It wasn’t at a fancy Calle Ocho hangout or even at a Cuban restaurant that the ten travelers on Cuba One Foundation’s next voyage met. It was at the childhood home of poet Richard Blanco, one of the guides who will be leading the literary trip to Cuba alongside anthropologist and writer Ruth Baher.
The participants, all Cuba-American storytellers of some kind, came to the Westchester home where Blanco grew up to meet each other before leaving early Wednesday morning on a five-day birthright trip to the island. The packed itinerary includes a meeting with "Cuba’s Maya Angelou," poet Nancy Morejón, and a visit to Ernest Hemingway’s home, among other activities meant to explore the island's creative world with a focus on literature.
In the tidy home, the drinks were flowing and the Cuban music was floating from the glass doors of the Florida room out to the yard, where it was met by Spanglish and laughter. But the appetizers were anything but traditional.
Read more: Personal Essay: A Cuban's First Time in Cuba
Cuba One organizers are making some of the dishes Blanco enjoyed as a child, which he wrote about in his memoir, The Prince of Los Cocuyos.
Trip leader Lili Ashman was at the stove, making a pot-full of Kraft Macaroni and Cheese (which she would later add lechón--pork--to, just as Blanco's grandmother did).
“As someone who was stranded between being American and Cuban, he [Blanco] wanted to be eating the American foods that his best friends in school were eating, like Easy Cheese and Easy Mac and Pop Tarts," Ashman explained as she poured the milk onto the moist elbow pasta.
The ten travelers did get to enjoy some authentic Cuban cuisine and most gobbled it up, some after enduring a nervousness-induced fast throughout the day.
“I didn’t have breakfast ... I’ve just been a nervous wreck," said Michael Ruiz-Unger, a 31-year-old filmmaker and comic book writer from Miami.
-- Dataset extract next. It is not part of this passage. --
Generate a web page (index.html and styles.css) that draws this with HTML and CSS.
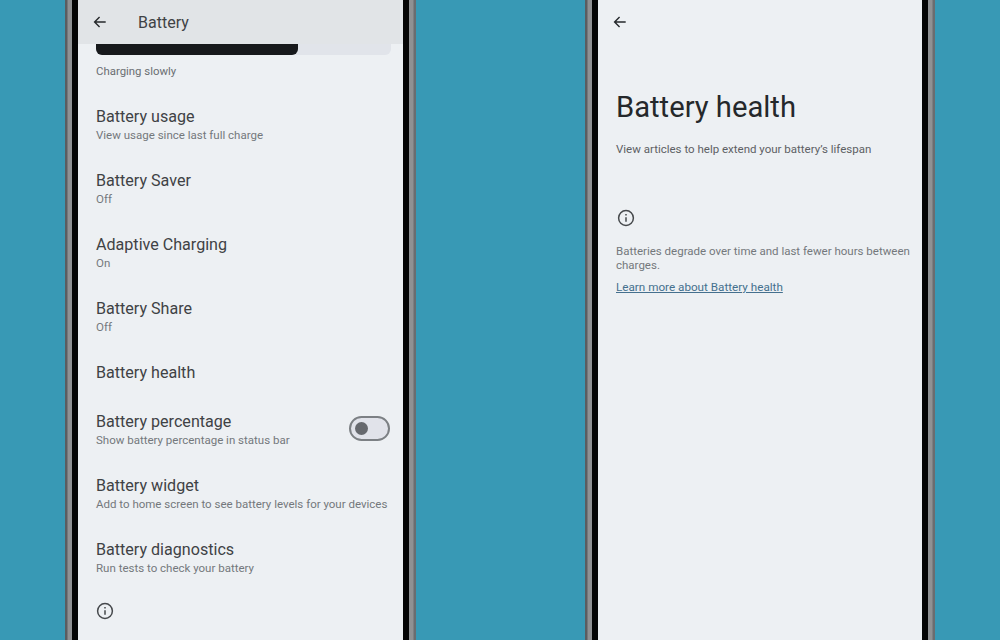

Also on the trip but feeling more excited is Alex Fumero, who works in New York City doing creative development for HBO. He said he wants to connect with Cuban artists in the way his non-Cuban peers have been able to, and see what creative projects can come from that.
“Doing what I do for a living, I hear a lot of not-Cuban people say, ‘I’m going to Cuba! I’m doing this, I’m shooting that," he said, "And those of us who are Cuban-Americans are going to be left on the sidelines without relationships and an inability to tell our own story if we don’t start forging relationships with artists there.”